Funding panels could develop a standard method of allocating subsidies in order to rationalize their choices. Introducing a means-test for litigants would weed out subsidy-seeking opportunists and ensure support only for those truly in need. This could also help bridge the gap of accountability and transparency that existed in the previous program.

In the current discussion surrounding the revival of the CCP, conservatives are reasonably concerned that interest groups are seeking to expand its mandate to beyond dealing with so-called “negative rights” – those which define what governments cannot do – to include “positive rights” – defining things which governments must do. For example, instead of CCP cases that defend, say, someone’s right to not be discriminated against, activists could start to push for rights that require public funds, such as the right to minimum wage or income.

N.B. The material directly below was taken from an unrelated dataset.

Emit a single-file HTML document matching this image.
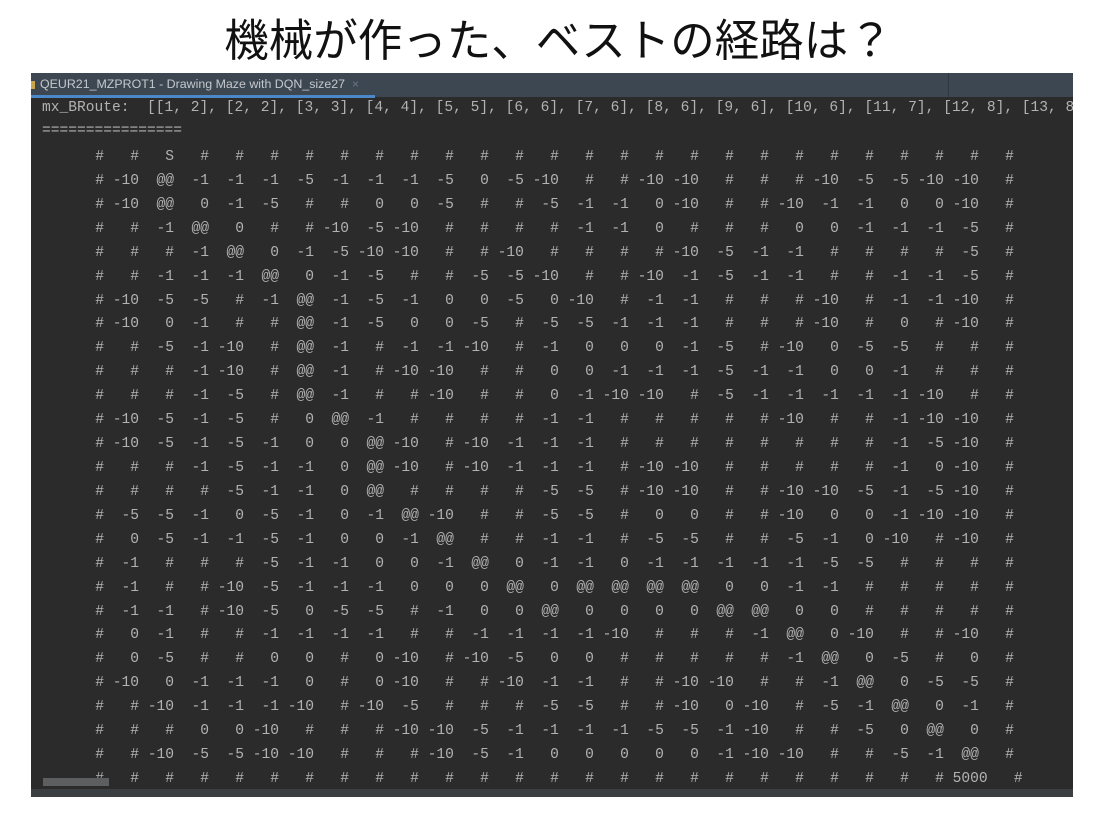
<!DOCTYPE html>
<html><head><meta charset="utf-8"><style>
html,body{margin:0;padding:0;background:#fff;width:1117px;height:819px;overflow:hidden;position:relative}
.title{position:absolute;left:0;width:1117px;top:14px;text-align:center;font-family:"Liberation Sans","Noto Sans CJK JP",sans-serif;font-size:44.5px;line-height:56px;color:#111}
.panel{position:absolute;left:31px;top:73px;width:1042px;height:724px;background:#2b2b2b;overflow:hidden}
.tabbar{position:absolute;left:0;top:0;width:1042px;height:24px;background:#3d4752}
.tabline{position:absolute;left:0;top:22px;width:344px;height:3px;background:#4a88c7}
.tabdiv{position:absolute;left:917px;top:0;width:1px;height:24px;background:#2f3741}
.tabtxt{position:absolute;left:9px;top:4px;font-family:"Liberation Sans",sans-serif;font-size:12.4px;color:#c4c8cc;white-space:pre}
.dot{position:absolute;left:0;top:8px;width:4px;height:8px;background:#c9a64a}
pre{margin:0;position:absolute;font-family:"Liberation Mono",monospace;font-size:14.58px;line-height:23px;color:#b2b2b2;white-space:pre}
.scroll{position:absolute;left:12px;top:705px;width:66px;height:8px;background:#5c5e60}
.bottom{position:absolute;left:0;top:716px;width:1042px;height:8px;background:#3c3f41}
</style></head><body>
<div class="title">機械が作った、ベストの経路は？</div>
<div class="panel">
<div class="tabbar"><div class="dot"></div><div class="tabtxt">QEUR21_MZPROT1 - Drawing Maze with DQN_size27  <span style="color:#6b7480">×</span></div><div class="tabline"></div><div class="tabdiv"></div></div>
<pre style="left:11px;top:23.5px">mx_BRoute:  [[1, 2], [2, 2], [3, 3], [4, 4], [5, 5], [6, 6], [7, 6], [8, 6], [9, 6], [10, 6], [11, 7], [12, 8], [13, 8
================</pre>
<pre style="left:38px;top:73px;line-height:23.92px">   #   #   S   #   #   #   #   #   #   #   #   #   #   #   #   #   #   #   #   #   #   #   #   #   #   #   #
   # -10  @@  -1  -1  -1  -5  -1  -1  -1  -5   0  -5 -10   #   # -10 -10   #   #   # -10  -5  -5 -10 -10   #
   # -10  @@   0  -1  -5   #   #   0   0  -5   #   #  -5  -1  -1   0 -10   #   # -10  -1  -1   0   0 -10   #
   #   #  -1  @@   0   #   # -10  -5 -10   #   #   #   #  -1  -1   0   #   #   #   0   0  -1  -1  -1  -5   #
   #   #   #  -1  @@   0  -1  -5 -10 -10   #   # -10   #   #   #   # -10  -5  -1  -1   #   #   #   #  -5   #
   #   #  -1  -1  -1  @@   0  -1  -5   #   #  -5  -5 -10   #   # -10  -1  -5  -1  -1   #   #  -1  -1  -5   #
   # -10  -5  -5   #  -1  @@  -1  -5  -1   0   0  -5   0 -10   #  -1  -1   #   #   # -10   #  -1  -1 -10   #
   # -10   0  -1   #   #  @@  -1  -5   0   0  -5   #  -5  -5  -1  -1  -1   #   #   # -10   #   0   # -10   #
   #   #  -5  -1 -10   #  @@  -1   #  -1  -1 -10   #  -1   0   0   0  -1  -5   # -10   0  -5  -5   #   #   #
   #   #   #  -1 -10   #  @@  -1   # -10 -10   #   #   0   0  -1  -1  -1  -5  -1  -1   0   0  -1   #   #   #
   #   #   #  -1  -5   #  @@  -1   #   # -10   #   #   0  -1 -10 -10   #  -5  -1  -1  -1  -1  -1 -10   #   #
   # -10  -5  -1  -5   #   0  @@  -1   #   #   #   #  -1  -1   #   #   #   #   # -10   #   #  -1 -10 -10   #
   # -10  -5  -1  -5  -1   0   0  @@ -10   # -10  -1  -1  -1   #   #   #   #   #   #   #   #  -1  -5 -10   #
   #   #   #  -1  -5  -1  -1   0  @@ -10   # -10  -1  -1  -1   # -10 -10   #   #   #   #   #  -1   0 -10   #
   #   #   #   #  -5  -1  -1   0  @@   #   #   #   #  -5  -5   # -10 -10   #   # -10 -10  -5  -1  -5 -10   #
   #  -5  -5  -1   0  -5  -1   0  -1  @@ -10   #   #  -5  -5   #   0   0   #   # -10   0   0  -1 -10 -10   #
   #   0  -5  -1  -1  -5  -1   0   0  -1  @@   #   #  -1  -1   #  -5  -5   #   #  -5  -1   0 -10   # -10   #
   #  -1   #   #   #  -5  -1  -1   0   0  -1  @@   0  -1  -1   0  -1  -1  -1  -1  -1  -5  -5   #   #   #   #
   #  -1   #   # -10  -5  -1  -1  -1   0   0   0  @@   0  @@  @@  @@  @@   0   0  -1  -1   #   #   #   #   #
   #  -1  -1   # -10  -5   0  -5  -5   #  -1   0   0  @@   0   0   0   0  @@  @@   0   0   #   #   #   #   #
   #   0  -1   #   #  -1  -1  -1  -1   #   #  -1  -1  -1  -1 -10   #   #   #  -1  @@   0 -10   #   # -10   #
   #   0  -5   #   #   0   0   #   0 -10   # -10  -5   0   0   #   #   #   #   #  -1  @@   0  -5   #   0   #
   # -10   0  -1  -1  -1   0   #   0 -10   #   # -10  -1  -1   #   # -10 -10   #   #  -1  @@   0  -5  -5   #
   #   # -10  -1  -1  -1 -10   # -10  -5   #   #   #  -5  -5   #   # -10   0 -10   #  -5  -1  @@   0  -1   #
   #   #   #   0   0 -10   #   #   # -10 -10  -5  -1  -1  -1  -1  -5  -5  -1 -10   #   #  -5   0  @@   0   #
   #   # -10  -5  -5 -10 -10   #   #   # -10  -5  -1   0   0   0   0   0  -1 -10 -10   #   #  -5  -1  @@   #
   #   #   #   #   #   #   #   #   #   #   #   #   #   #   #   #   #   #   #   #   #   #   #   #   # 5000   #</pre>
<div class="scroll"></div>
<div class="bottom"></div>
</div>
</body></html>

This would dramatically change the mandate of the CCP from a focus on “equality of opportunity” into “equality of outcome”. The Program was trending in this direction under the Chretien Liberals and the Trudeau government is proposing to almost double the CCP’s budget, which raises reasonable concerns about an expanded mandate. Conservatives should insist that the new CCP restrict its funding only to litigation related to the negative rights enshrined in Section 15 of the Charter and in the Official Languages Act.

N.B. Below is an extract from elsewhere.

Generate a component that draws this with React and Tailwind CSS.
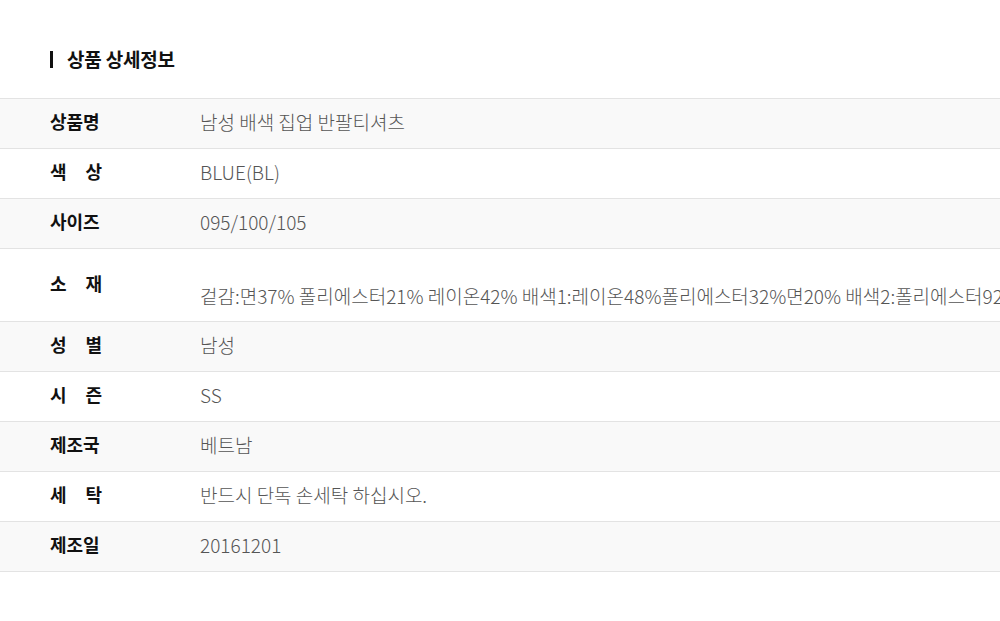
import React from 'react';

const rows = [
  { label: ['상품명'], value: '남성 배색 집업 반팔티셔츠' },
  { label: ['색', '상'], value: 'BLUE(BL)' },
  { label: ['사이즈'], value: '095/100/105' },
  {
    label: ['소', '재'],
    value:
      '겉감:면37% 폴리에스터21% 레이온42% 배색1:레이온48%폴리에스터32%면20% 배색2:폴리에스터92% 폴리우레탄8%',
    tall: true,
  },
  { label: ['성', '별'], value: '남성' },
  { label: ['시', '즌'], value: 'SS' },
  { label: ['제조국'], value: '베트남' },
  { label: ['세', '탁'], value: '반드시 단독 손세탁 하십시오.' },
  { label: ['제조일'], value: '20161201' },
];

function Label({ parts }) {
  if (parts.length === 1) {
    return <span>{parts[0]}</span>;
  }
  return (
    <span className="flex w-[52px] justify-between">
      <span>{parts[0]}</span>
      <span>{parts[1]}</span>
    </span>
  );
}

export default function App() {
  return (
    <div
      className="w-[1000px] h-[621px] overflow-hidden bg-white"
      style={{ fontFamily: '"Noto Sans CJK KR", "Noto Sans", sans-serif' }}
    >
      <div className="pt-[46px] pb-[26px] pl-[50px] flex items-center gap-[14px]">
        <span className="w-[3px] h-[17px] bg-[#111]"></span>
        <h2 className="text-[19px] font-bold text-[#111] leading-[26px] tracking-[-0.2px]">상품 상세정보</h2>
      </div>

      <div className="border-t border-[#e3e3e3]">
        {rows.map((row, i) => (
          <div
            key={i}
            className={`flex border-b border-[#e3e3e3] ${
              i % 2 === 0 ? 'bg-[#f9f9f9]' : 'bg-white'
            } ${row.tall ? 'h-[73px]' : 'h-[50px]'}`}
          >
            <div className="w-[200px] shrink-0 pl-[50px] pb-[4px] flex items-center text-[18px] font-bold text-[#111]">
              <Label parts={row.label} />
            </div>
            <div
              className={`flex-1 whitespace-nowrap text-[19px] font-light text-[#555] flex ${
                row.tall ? 'items-start pt-[34px]' : 'items-center pb-[4px]'
              }`}
            >
              <span className="leading-[26px]">{row.value}</span>
            </div>
          </div>
        ))}
      </div>
    </div>
  );
}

A properly constituted Court Challenges Program would help hold government accountable for its actions and give Canadians a way to help shape the evolution of constitutional jurisprudence. However, in order for the CCP to carry out this mandate, it must be able to function without the threat of being cancelled every time there’s a change of government. If the new CCP were to set spending caps on promotional activities, have more transparency on who is receiving funding and how much, and set barriers to prevent expanding mandates, it could help protect the rights and freedoms of all Canadians.